◆ Task requirements: Write out, word for word, every line from the first one through the line that holds "const current = 1;", and nothing else; skip the pictures.

◆ Given material:
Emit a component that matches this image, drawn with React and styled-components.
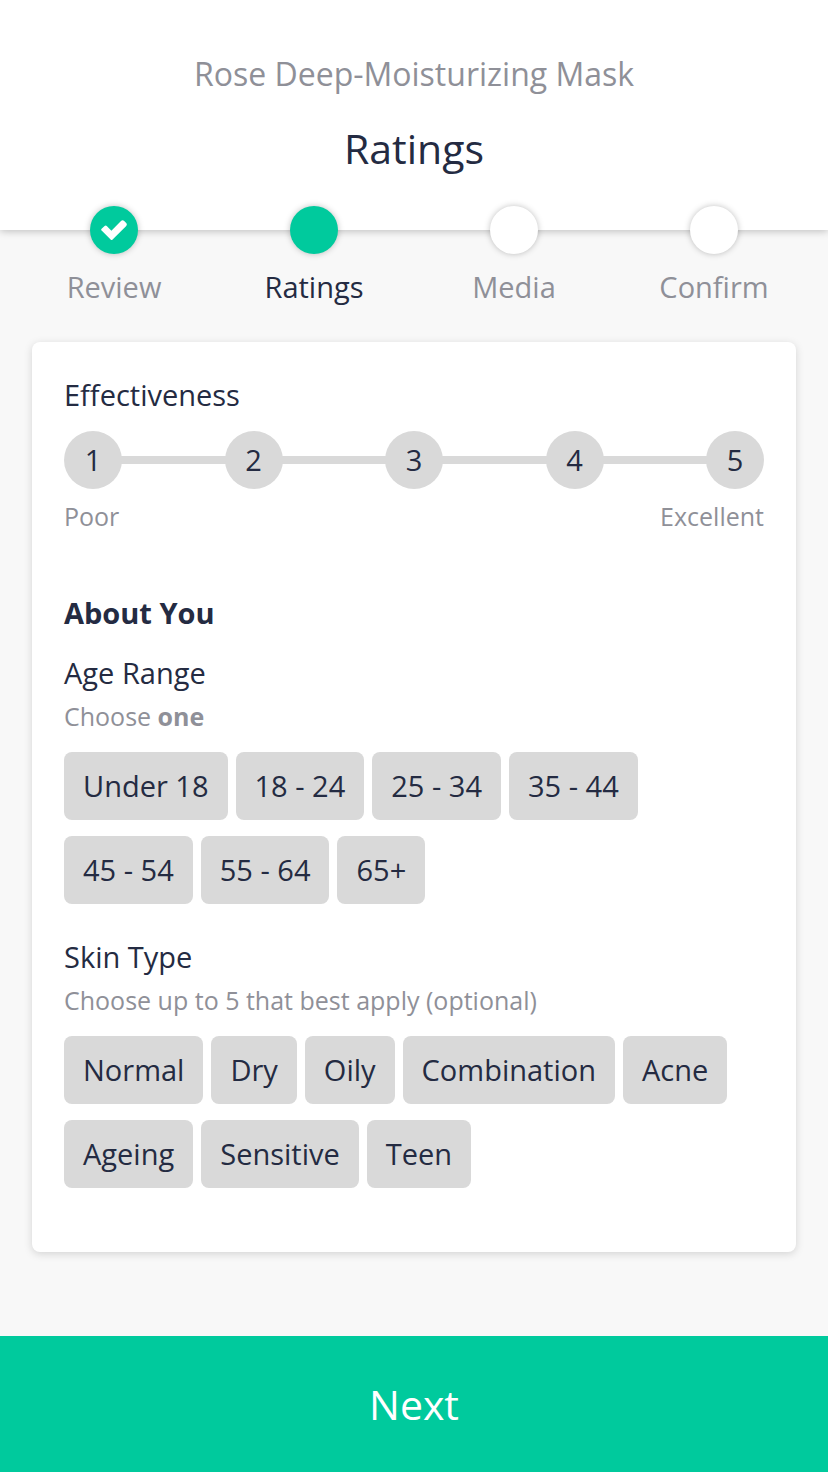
import React, { useState } from "react";
import styled, { createGlobalStyle } from "styled-components";

const steps = ["Review", "Ratings", "Media", "Confirm"];
const scores = ["1", "2", "3", "4", "5"];
const ages = ["Under 18", "18 - 24", "25 - 34", "35 - 44", "45 - 54", "55 - 64", "65+"];
const skinTypes = ["Normal", "Dry", "Oily", "Combination", "Acne", "Ageing", "Sensitive", "Teen"];

const App = () => {
  const [score, setScore] = useState("");
  const [age, setAge] = useState("");
  const [skin, setSkin] = useState([]);

  const toggleSkin = (type) => {
    if (skin.includes(type)) {
      setSkin(skin.filter((item) => item !== type));
    } else if (skin.length < 5) {
      setSkin([...skin, type]);
    }
  };

  const current = 1;

  return (
    <Page>
      <GlobalStyle />
      <Header>
        <Product>Rose Deep-Moisturizing Mask</Product>
        <Title>Ratings</Title>
      </Header>
      <Steps>
        {steps.map((step, i) => (
          <Step key={step} $active={i === current}>
            <Dot $filled={i <= current}>
              {i < current && (
                <svg width="26" height="20" viewBox="0 0 26 20" aria-hidden="true">
                  <path d="M0.6 8.8 L3.6 6 Q4.8 5 6 6.2 L10.4 10.8 L20 1 Q21.6 -0.5 23.2 1 L25.2 3 Q26.6 4.6 25 6.2 L11.6 19.4 Q10.6 20.4 9.6 19.4 L0.6 10.6 Q-0.3 9.7 0.6 8.8 Z" />
                </svg>
              )}
            </Dot>
            {step}
          </Step>
        ))}
      </Steps>
      <Form id="ratings" onSubmit={(e) => e.preventDefault()}>
        <Group>
          <Legend>Effectiveness</Legend>
          <Scale>
            {scores.map((n) => (
              <Score key={n} $checked={score === n}>
                <Choice type="radio" name="score" value={n} checked={score === n} onChange={() => setScore(n)} />
                {n}
              </Score>
            ))}
          </Scale>
          <ScaleEnds>
            <Hint>Poor</Hint>
            <Hint>Excellent</Hint>
          </ScaleEnds>
        </Group>

        <Heading>About You</Heading>
        <Group>
          <Legend>Age Range</Legend>
          <Hint>
            Choose <b>one</b>
          </Hint>
          <Chips>
            {ages.map((range) => (
              <Chip key={range} $checked={age === range}>
                <Choice type="radio" name="age" value={range} checked={age === range} onChange={() => setAge(range)} />
                {range}
              </Chip>
            ))}
          </Chips>
        </Group>
        <Group>
          <Legend>Skin Type</Legend>
          <Hint>Choose up to 5 that best apply (optional)</Hint>
          <Chips>
            {skinTypes.map((type) => (
              <Chip key={type} $checked={skin.includes(type)}>
                <Choice type="checkbox" name="skin" value={type} checked={skin.includes(type)} onChange={() => toggleSkin(type)} />
                {type}
              </Chip>
            ))}
          </Chips>
        </Group>
      </Form>
      <Next type="submit" form="ratings">Next</Next>
    </Page>
  );
};

const GlobalStyle = createGlobalStyle`
  * {
    box-sizing: border-box;
  }

  body {
    margin: 0;
    background: #f8f8f8;
    color: #242b42;
    font-family: "Open Sans", sans-serif;
    font-size: 29px;
    line-height: 40px;
  }
`;

const Page = styled.div`
  min-height: 100vh;
  display: flex;
  flex-direction: column;
`;

const Header = styled.header`
  padding: 50px 32px 54px;
  background: #fff;
  box-shadow: 0 1px 8px rgba(0, 0, 0, 0.25);
  text-align: center;
`;

const Product = styled.p`
  margin: 0;
  color: #8f9098;
  font-size: 32px;
  line-height: 48px;
`;

const Title = styled.h1`
  margin: 22px 0 0;
  font-size: 41px;
  font-weight: 400;
  line-height: 56px;
`;

const Steps = styled.ol`
  display: grid;
  grid-template-columns: repeat(4, 1fr);
  list-style: none;
  margin: -24px 0 0;
  padding: 0 14px;
`;

const Step = styled.li`
  display: flex;
  flex-direction: column;
  align-items: center;
  gap: 13px;
  color: ${(props) => (props.$active ? "#242b42" : "#8f9098")};
`;

const Dot = styled.span`
  display: flex;
  align-items: center;
  justify-content: center;
  width: 48px;
  height: 48px;
  border-radius: 50%;
  background: ${(props) => (props.$filled ? "#00ca9d" : "#fff")};
  box-shadow: 0 0 6px rgba(0, 0, 0, 0.25);

  path {
    fill: #fff;
  }
`;

const Form = styled.form`
  flex: 1;
  margin: 35px 32px 84px;
  padding: 33px 32px 28px;
  border-radius: 8px;
  background: #fff;
  box-shadow: 0 2px 8px rgba(0, 0, 0, 0.15);
`;

const Group = styled.fieldset`
  min-width: 0;
  margin: 0 0 33px;
  padding: 0;
  border: 0;
`;

const Legend = styled.legend`
  padding: 0;
`;

const Hint = styled.p`
  margin: 0;
  color: #8f9098;
  font-size: 25px;
  line-height: 46px;
`;

const Heading = styled.h2`
  margin: 54px 0 20px;
  font-size: 29px;
  font-weight: 700;
  line-height: 40px;
`;

const Scale = styled.div`
  display: flex;
  justify-content: space-between;
  margin-top: 16px;
  background: linear-gradient(#d9d9d9, #d9d9d9) center / 90% 8px no-repeat;
`;

const Score = styled.label`
  position: relative;
  width: 58px;
  border-radius: 50%;
  background: ${(props) => (props.$checked ? "#00ca9d" : "#d9d9d9")};
  line-height: 58px;
  text-align: center;
  cursor: pointer;
`;

const Choice = styled.input`
  appearance: none;
  position: absolute;
  inset: 0;
  margin: 0;
  border-radius: inherit;
  cursor: pointer;
`;

const ScaleEnds = styled.div`
  display: flex;
  justify-content: space-between;
  margin-top: 4px;
`;

const Chips = styled.div`
  display: flex;
  flex-wrap: wrap;
  gap: 16px 8px;
  margin-top: 13px;
`;

const Chip = styled.label`
  position: relative;
  padding: 14px 19px;
  border-radius: 8px;
  background: ${(props) => (props.$checked ? "#00ca9d" : "#d9d9d9")};
  cursor: pointer;
`;

const Next = styled.button`
  padding: 40px;
  border: 0;
  background: #00ca9d;
  color: #fff;
  font-family: inherit;
  font-size: 41px;
  font-weight: 500;
  line-height: 56px;
  cursor: pointer;
`;

export default App;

◆ Response to this task:
Emit a component that matches this image, drawn with React and styled-components.
import React, { useState } from "react";
import styled, { createGlobalStyle } from "styled-components";

const steps = ["Review", "Ratings", "Media", "Confirm"];
const scores = ["1", "2", "3", "4", "5"];
const ages = ["Under 18", "18 - 24", "25 - 34", "35 - 44", "45 - 54", "55 - 64", "65+"];
const skinTypes = ["Normal", "Dry", "Oily", "Combination", "Acne", "Ageing", "Sensitive", "Teen"];

const App = () => {
  const [score, setScore] = useState("");
  const [age, setAge] = useState("");
  const [skin, setSkin] = useState([]);

  const toggleSkin = (type) => {
    if (skin.includes(type)) {
      setSkin(skin.filter((item) => item !== type));
    } else if (skin.length < 5) {
      setSkin([...skin, type]);
    }
  };

  const current = 1;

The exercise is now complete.